Can I be honest? I have been avoiding writing a post lately. As a writer, there are times when you don't want to write. You don't think you have anything anyone wants or needs to read. My writing is a lot like my prayer life sometimes. I don't want to pray about that thing. I don't want to take that question or questions to God which leaves a lump in my throat. I just want to sweep it under the pretty colorful rug in our living room.
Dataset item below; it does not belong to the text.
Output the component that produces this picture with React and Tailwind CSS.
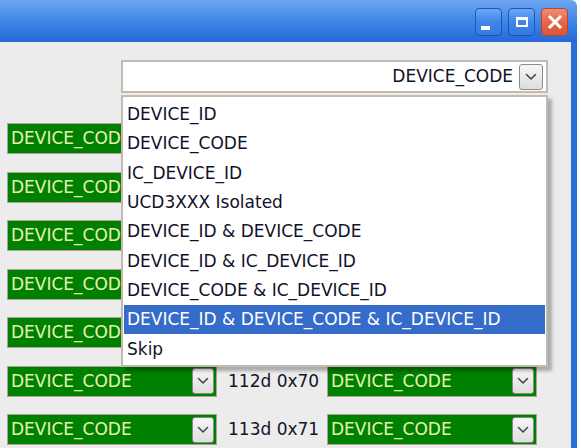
import React from "react";

const Chevron = () => (
  <svg width="12" height="8" viewBox="0 0 12 8" fill="none">
    <path d="M1.5 1.5 L6 6 L10.5 1.5" stroke="#4a4a4a" strokeWidth="1.6" strokeLinecap="round" strokeLinejoin="round" />
  </svg>
);

const ArrowBtn = ({ className = "" }) => (
  <div className={"flex items-center justify-center rounded-[3px] border border-[#8a8a8a] bg-gradient-to-b from-[#f6f6f6] to-[#dedede] " + className}>
    <Chevron />
  </div>
);

const GreenCombo = ({ text = "DEVICE_CODE" }) => (
  <div className="flex h-[31px] w-[210px] shrink-0 items-center border border-[#aaa197] bg-[#008000] pl-[3px] pr-[2px]">
    <span className="text-[17px] leading-none text-[#e4f2b4]">{text}</span>
    <ArrowBtn className="ml-auto h-[26px] w-[22px]" />
  </div>
);

const rows = ["", "", "", "", "", "112d 0x70", "113d 0x71"];

const items = [
  "DEVICE_ID",
  "DEVICE_CODE",
  "IC_DEVICE_ID",
  "UCD3XXX Isolated",
  "DEVICE_ID & DEVICE_CODE",
  "DEVICE_ID & IC_DEVICE_ID",
  "DEVICE_CODE & IC_DEVICE_ID",
  "DEVICE_ID & DEVICE_CODE & IC_DEVICE_ID",
  "Skip",
];

const TitleBtn = ({ children, red }) => (
  <div
    className={
      "flex h-[28px] w-[27px] items-center justify-center rounded-[4px] border " +
      (red
        ? "border-[#b04a30] bg-gradient-to-b from-[#f08c74] via-[#e8654a] to-[#d8553a]"
        : "border-[#1d56b8] bg-gradient-to-b from-[#6aa6f4] via-[#3f86ea] to-[#3478e0]")
    }
  >
    {children}
  </div>
);

export default function App() {
  return (
    <div
      className="relative flex h-[448px] w-[581px] flex-col overflow-hidden bg-white text-[#12122a]"
      style={{ fontFamily: '"DejaVu Sans", Verdana, sans-serif' }}
    >
      {/* title bar */}
      <div className="flex h-[42px] w-[577px] shrink-0 items-start justify-end gap-[6px] rounded-tr-[6px] bg-gradient-to-b from-[#6ea6f0] via-[#4086e8] to-[#2469d8] pr-[9px] pt-[8px]">
        <TitleBtn>
          <div className="mt-[12px] mr-[6px] h-[4px] w-[9px] bg-white" />
        </TitleBtn>
        <TitleBtn>
          <div className="h-[10px] w-[12px] border-2 border-t-[3px] border-white" />
        </TitleBtn>
        <TitleBtn red>
          <svg width="16" height="16" viewBox="0 0 16 16">
            <path d="M3 3 L13 13 M13 3 L3 13" stroke="white" strokeWidth="3" strokeLinecap="square" />
          </svg>
        </TitleBtn>
      </div>

      {/* content */}
      <div className="relative flex w-[577px] flex-1 flex-col border-r-[6px] border-[#2a6ddc] bg-[#ececec] pl-[7px]">
        {/* top combo */}
        <div className="ml-[114px] mt-[18px] flex h-[33px] w-[427px] items-center border-2 border-[#c4b9ae] bg-white pr-[3px]">
          <span className="ml-auto mr-[6px] text-[17px] leading-none">DEVICE_CODE</span>
          <ArrowBtn className="h-[26px] w-[24px]" />
        </div>

        {/* rows */}
        <div className="mt-[30px] flex flex-col gap-[17.5px]">
          {rows.map((r, i) => (
            <div key={i} className="flex items-center">
              <GreenCombo />
              <div className="w-[110px] pl-[11px] text-[17px] leading-none">{r}</div>
              <GreenCombo text={r ? "DEVICE_CODE" : ""} />
            </div>
          ))}
        </div>

        {/* dropdown popup */}
        <div className="absolute left-[121px] top-[53px] w-[427px] border-2 border-[#c4b9ae] bg-white px-[1px] pb-[1px] pt-[3px] shadow-[4px_4px_3px_rgba(0,0,0,0.28)]">
          {items.map((it, i) => (
            <div
              key={it}
              className={
                "flex h-[29.3px] items-center pl-[3px] text-[17px] leading-none " +
                (i === 7 ? "bg-[#356bc9] text-white" : "")
              }
            >
              {it}
            </div>
          ))}
        </div>
      </div>
    </div>
  );
}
I want to be that Christian who doesn't get angry when Comcast cable asks me the same question fifteen times expecting if they ask long enough my answer will differ from what it was thirty seconds ago. I want to be that Christian you know the one who's first thought is what does the Bible say about this, instead of chocolate can fix it I thought after losing our mom to cancer, everything else would be kept in perspective, and for the most part, I hope I have done that, but I had expectations of myself spiritually after the last almost five years. I thought my faith would grow. and while I have learned on a heart and soul level that God is good and compassionate, trust is not my immediate response to obstacles. I can "preach" grace with the best of them, but accepting, it resting in it myself has for me been tugging war for many years. I've been a bit silent on the blog for a while because I feel pressure or maybe it is pride wanting acceptance to impress or make my writing lighter for your reading. I know that is what many people want, and I truly get it. Life is hard enough, keep it simple. Keep it funny. It is coming,,but I need to ask you to give me grace for the journey I have been on for the last few years. I need time to let my soul catch up. Yes, I'm working on writing a book ever so slowly. Between working with the heavy cases of pregnancies unplanned. I find myself wanting to love well my 89-year old grandmother in her declining health. I owe her so much. I felt much the same way in the last year of my mom's life. Scared to stay by her side, but never wanting to do anything or be anywhere else if she wasn't. I don't want to have regrets wishing I had taken more time. So yes there have been many laughs during the unknowns. I've been challenged in my faith, invited to grow, built transparent and fun friendships. I have found people who want to know me, even before they discovered my last name. if my posts have had a sad tone over the last few years, it is probably because I have seen and experienced some sad. I haven't stopped loving or laughing. I haven't stopped praying or expecting to see God's glory. This week I studied the account of Jesus raising Lazarus from the dead in John 11. Before the miracle, this man's sisters told Jesus
Lord, if you had been here physically our brother, would not have died. They dd not grasp the fact that Jesus already knew what was going to happen, He knew what had already happened. Jesus knew the whole story... The sisters I believe thought as long Jesus was present, there would not be death or pain. As I reread the account last night the tears flowed even as I tried to suppress those. Unlike these sisters, I know Jesus is there, He was there, and He will be there. I also know that just because Jesus is with us, does not mean we won't see the pain of death, hurt, or abuse, because Jesus tasted all of it too. This does did not make the grief any less painful. What it does offer you and me is the comfort and love of Jesus in the pain. my own[ struggle has been since Jesus is with us I wonder why would God not choose to stop it? That is what faith really is, not avoiding questions, but believing God is great enough, to shine his glory and compassion in our pain. Jesus knew pain, so why would I think we would be exempt from it, if the Sinless Son of God, was subjected to suffering loss, and rejection Consider what question or hurt you fear inviting God into. and let go. It might not be once or twice and wax on wax off, kind of deal but together let us invite Jesus to be Lord and King over the pain. Many people believe it is wrong to ask God questions, I use to be one of those people, God does not forbid questions, nor should parents, but just as parents may allow questions, this does not mean all questions will be answered. God does not have to answer us, but that doesn't mean he does not allow us the freedom to ask Him. What funny serious or heartfelt, question would you desire to ask God if you believed you had the freedom to ask? Thanks for embracing the Sunsets even in the unanswered questions along the journey.